As a professor at a rigorous university, I’ve seen a trend over the last decade that troubles me. My students (as bright and hardworking as they are) are less creative. Each incoming class seems to have a more difficult time coming up with ideas to write about; they are generally less willing to engage in class discussions, simply because they feel that they don’t have anything to contribute. They lack the imagination it takes to cross-pollinate concepts from different disciplines—a skill that is a necessary problem-solving skill.

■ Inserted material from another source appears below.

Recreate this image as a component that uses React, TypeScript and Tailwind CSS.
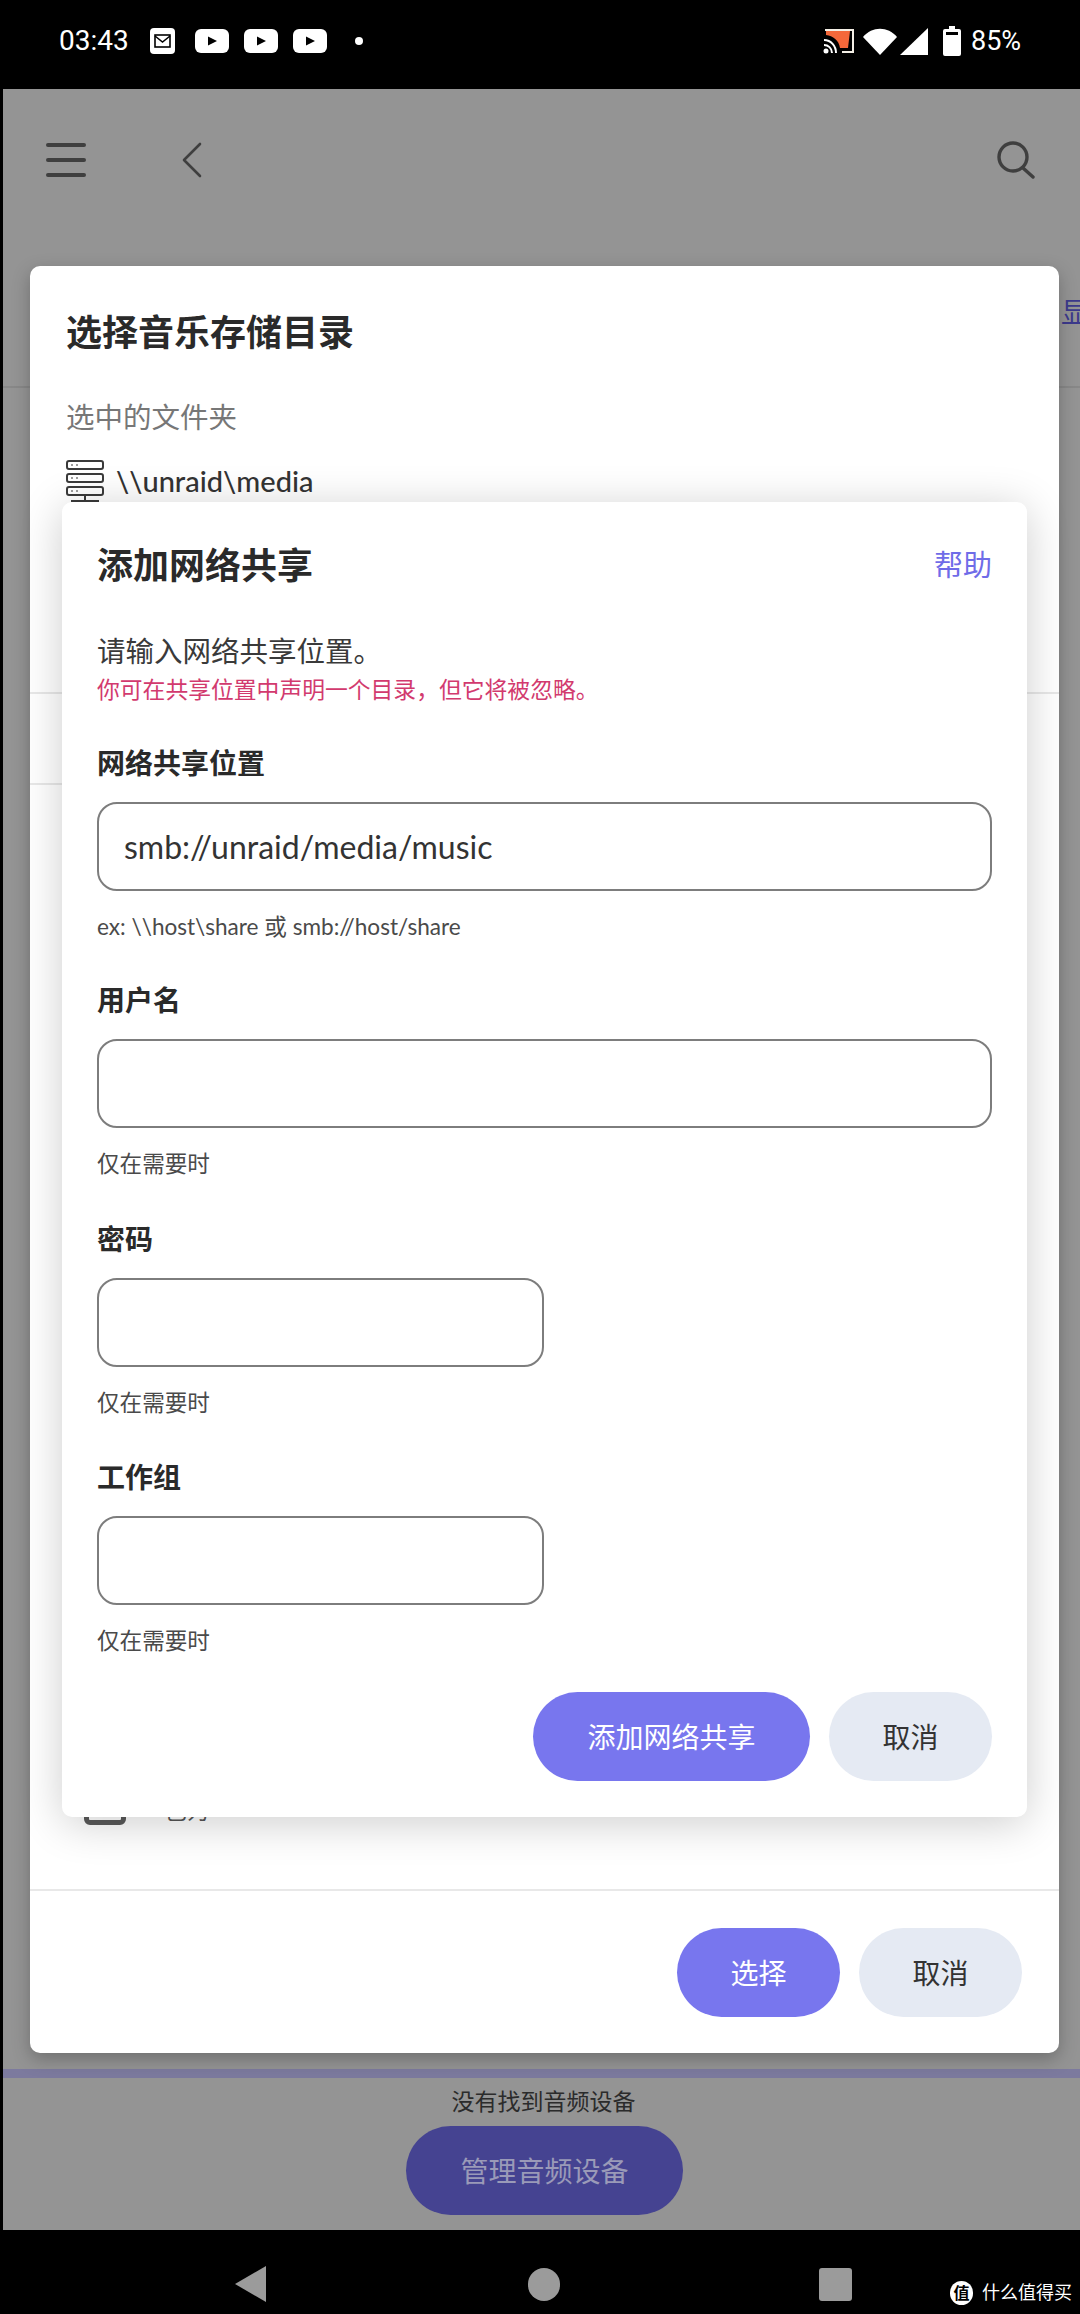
import React from "react";

const FONT = "font-['Lato','Noto_Sans_CJK_SC',sans-serif]";

function YoutubeIcon() {
  return (
    <svg width="34" height="24" viewBox="0 0 34 24">
      <rect width="34" height="24" rx="6" fill="#fff" />
      <path d="M13 7.5 L22 12 L13 16.5 Z" fill="#000" />
    </svg>
  );
}

function StatusBar() {
  return (
    <div className="h-[89px] shrink-0 flex items-center pl-[59px] pr-[57px] pb-[7px] text-white font-['Roboto',sans-serif]">
      <span className="w-[67px] text-[28px] leading-none whitespace-nowrap">03:43</span>
      <svg className="ml-[24px]" width="25" height="26" viewBox="0 0 25 26">
        <rect width="25" height="26" rx="4" fill="#fff" />
        <rect x="5" y="7" width="15" height="12" fill="none" stroke="#000" strokeWidth="1.6" />
        <path d="M5 8 L12.5 14 L20 8" fill="none" stroke="#000" strokeWidth="1.6" />
      </svg>
      <div className="ml-[20px] flex gap-[15px]">
        <YoutubeIcon />
        <YoutubeIcon />
        <YoutubeIcon />
      </div>
      <div className="ml-[28px] w-[8px] h-[8px] rounded-full bg-white" />
      <div className="ml-auto flex items-center">
        <svg width="31" height="26" viewBox="0 0 31 26">
          <path d="M2 2 H30 V24 H19" fill="none" stroke="#f4efe6" strokeWidth="2" />
          <path d="M3 3 H27 L25 20 H17 C16 12 10 8 3 7 Z" fill="#f4683a" />
          <path d="M1 12 C8 12 13 18 13 25 M1 17 C5 17 9 20 9 25" fill="none" stroke="#fff" strokeWidth="2" />
          <circle cx="3" cy="23" r="2.5" fill="#fff" />
        </svg>
        <svg className="ml-[9px]" width="34" height="27" viewBox="0 0 34 27">
          <path d="M0 9 C9 -2 25 -2 34 9 L17 27 Z" fill="#fff" />
        </svg>
        <svg className="ml-[3px]" width="28" height="27" viewBox="0 0 28 27">
          <path d="M28 0 V27 H0 Z" fill="#fff" />
        </svg>
        <svg className="ml-[15px]" width="18" height="30" viewBox="0 0 18 30">
          <path d="M6 0 H12 V3 H16 Q18 3 18 5 V28 Q18 30 16 30 H2 Q0 30 0 28 V5 Q0 3 2 3 H6 Z" fill="#fff" />
          <rect x="3" y="6" width="12" height="3" fill="#000" />
        </svg>
        <span className="ml-[10px] w-[52px] text-[27px] leading-none whitespace-nowrap">85%</span>
      </div>
    </div>
  );
}

function ServerIcon() {
  return (
    <svg width="38" height="42" viewBox="0 0 38 42" fill="none" stroke="#3a3a3a" strokeWidth="2">
      <rect x="1" y="1" width="36" height="8" rx="2" />
      <rect x="1" y="14" width="36" height="8" rx="2" />
      <rect x="1" y="27" width="36" height="8" rx="2" />
      <path d="M19 36 V41 M5 41 H33" />
      <path d="M5 5 H7 M10 5 H12 M5 18 H7 M10 18 H12 M5 31 H7 M10 31 H12" strokeWidth="1" />
    </svg>
  );
}

function PillButton({ label, primary, width }: { label: string; primary?: boolean; width: string }) {
  return (
    <button
      className={`h-[89px] rounded-[45px] text-[28px] ${width} ${
        primary ? "bg-[#7876ee] text-white" : "bg-[#e5eaf3] text-[#333333]"
      }`}
    >
      {label}
    </button>
  );
}

function Field({
  label,
  hint,
  value,
  inputWidth,
  className,
}: {
  label: string;
  hint: string;
  value?: string;
  inputWidth: string;
  className: string;
}) {
  return (
    <div className={className}>
      <div className="text-[28px] leading-[36px] font-semibold text-[#2a2a2a]">{label}</div>
      <div
        className={`mt-[21px] h-[89px] border-2 border-[#7d7d7d] rounded-[20px] pl-[25px] flex items-center text-[32px] text-[#333333] ${inputWidth}`}
      >
        {value}
      </div>
      <div className="mt-[21px] text-[22.6px] leading-[30px] text-[#4a4a4a]">{hint}</div>
    </div>
  );
}

function AddShareDialog() {
  return (
    <div className="absolute left-[32px] top-[236px] w-[965px] h-[1315px] bg-white rounded-[10px] px-[35px] pt-[38px] shadow-[0_6px_44px_rgba(0,0,0,0.2)]">
      <div className="flex items-center justify-between h-[50px]">
        <span className="text-[36px] font-semibold text-[#2a2a2a]">添加网络共享</span>
        <span className="text-[29px] text-[#6f6ce8]">帮助</span>
      </div>
      <div className="mt-[43px] text-[28.5px] leading-[36px] text-[#3a3a3a]">请输入网络共享位置。</div>
      <div className="mt-[5px] text-[22.8px] leading-[30px] text-[#d23a6e]">你可在共享位置中声明一个目录，但它将被忽略。</div>
      <Field
        className="mt-[41px]"
        label="网络共享位置"
        value="smb://unraid/media/music"
        hint="ex: \\host\share 或 smb://host/share"
        inputWidth="w-full"
      />
      <Field className="mt-[40px]" label="用户名" hint="仅在需要时" inputWidth="w-full" />
      <Field className="mt-[42px]" label="密码" hint="仅在需要时" inputWidth="w-[447px]" />
      <Field className="mt-[41px]" label="工作组" hint="仅在需要时" inputWidth="w-[447px]" />
      <div className="mt-[36px] flex justify-end gap-[19px]">
        <PillButton label="添加网络共享" primary width="w-[277px]" />
        <PillButton label="取消" width="w-[163px]" />
      </div>
    </div>
  );
}

function FolderDialog() {
  return (
    <div className="absolute left-[30px] top-[266px] w-[1029px] h-[1787px] bg-white rounded-[10px] flex flex-col shadow-[0_6px_18px_rgba(0,0,0,0.25)]">
      <div className="px-[36px] pt-[41px]">
        <div className="h-[50px] flex items-center text-[36px] font-semibold text-[#2a2a2a]">选择音乐存储目录</div>
        <div className="mt-[42px] text-[28.5px] leading-[36px] text-[#777777]">选中的文件夹</div>
        <div className="mt-[25px] flex items-center gap-[12px] h-[42px]">
          <ServerIcon />
          <span className="text-[29px] font-medium text-[#333333]">\\unraid\media</span>
        </div>
      </div>
      <div className="h-[192px] border-b-2 border-[#e8e8e8]" />
      <div className="h-[91px] mr-[600px] border-b-2 border-[#e8e8e8]" />
      <div className="mt-auto mb-[64px] ml-[54px] flex items-end gap-[39px]">
        <div className="w-[42px] h-[42px] border-[5px] border-[#5a5a5a] rounded-[6px]" />
        <span className="text-[22px] leading-[28px] text-[#555555]">已为</span>
      </div>
      <div className="h-[164px] border-t-2 border-[#e8e8e8] pt-[37px] pr-[37px] flex justify-end gap-[19px]">
        <PillButton label="选择" primary width="w-[163px]" />
        <PillButton label="取消" width="w-[163px]" />
      </div>
      <AddShareDialog />
    </div>
  );
}

function NavBar() {
  return (
    <div className="h-[84px] shrink-0 flex items-center pt-[24px] relative">
      <svg className="ml-[235px]" width="31" height="36" viewBox="0 0 31 36">
        <path d="M31 0 V36 L0 18 Z" fill="#9b9b9b" />
      </svg>
      <div className="ml-[262px] w-[32px] h-[33px] rounded-full bg-[#9b9b9b]" />
      <div className="ml-[259px] w-[33px] h-[33px] rounded-[3px] bg-[#9b9b9b]" />
      {/* 水印 */}
      <div className="absolute left-[950px] top-[49px] flex items-center gap-[9px]">
        <div className="w-[23px] h-[24px] rounded-full bg-white flex items-center justify-center text-[16px] leading-none font-bold text-black">
          值
        </div>
        <span className="text-[18px] text-white whitespace-nowrap">什么值得买</span>
      </div>
    </div>
  );
}

export default function App() {
  return (
    <div className={`relative w-[1080px] h-[2314px] bg-black flex flex-col overflow-hidden ${FONT}`}>
      <StatusBar />
      <div className="flex-1 ml-[3px] bg-[#949494] flex flex-col">
        <div className="h-[299px] shrink-0 border-b-2 border-[#888888]">
          <div className="flex items-center h-[40px] mt-[51px] pl-[43px] pr-[45px]">
            <svg width="40" height="36" viewBox="0 0 40 36" stroke="#3f3f3f" strokeWidth="4" strokeLinecap="round">
              <path d="M2 3 H38 M2 18 H38 M2 33 H38" />
            </svg>
            <svg className="ml-[96px]" width="20" height="36" viewBox="0 0 20 36" fill="none" stroke="#3f3f3f" strokeWidth="2.6" strokeLinecap="round" strokeLinejoin="round">
              <path d="M18 2 L2 18 L18 34" />
            </svg>
            <svg className="ml-auto" width="38" height="38" viewBox="0 0 38 38" fill="none" stroke="#3f3f3f" strokeWidth="3.4" strokeLinecap="round">
              <circle cx="16" cy="16" r="14" />
              <path d="M26 27 L36 36" />
            </svg>
          </div>
          <div className="mt-[114px] pl-[1058px] text-[28px] leading-[36px] text-[#3c3a8c] whitespace-nowrap">显示</div>
        </div>
        <div className="mt-auto h-[9px] bg-[#7c7a9e]" />
        <div className="mt-[8px] text-center pl-[4px] text-[23px] leading-[30px] text-[#2b2b2b]">没有找到音频设备</div>
        <div className="mt-[10px] mb-[15px] flex justify-center pl-[6px]">
          <button className="w-[277px] h-[89px] rounded-[45px] bg-[#454391] text-[28px] text-[#9a9ab8]">管理音频设备</button>
        </div>
      </div>
      <NavBar />
      <div className="absolute inset-0">
        <FolderDialog />
      </div>
    </div>
  );
}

The answer as to why this is happening is found in the pages of Bored and Brilliant, a book by Manoush Zomorodi (the host of WNYC’s podcast Note to Self). In short, “brilliance” is slow. It requires the student—or any of us, for that matter—to slow thought processes down by minimizing and managing cognitive data intake. According to Zomorodi, if you think “fast” all the time, then your neuroplasticity is disrupted: you’re less able to simply gaze out the window and wait for answers to problems to present themselves.

Zomorodi connects the lack of brilliance to the upsurge in technology. She’s not anti-technology; she simply suggests that we use it more judiciously, suggesting that we engage in what she phrases as “contemplative computing.” Can you benefit from digital devices? You bet—just don’t let them disable your ability to sit own for a sustained period of time and read a good book.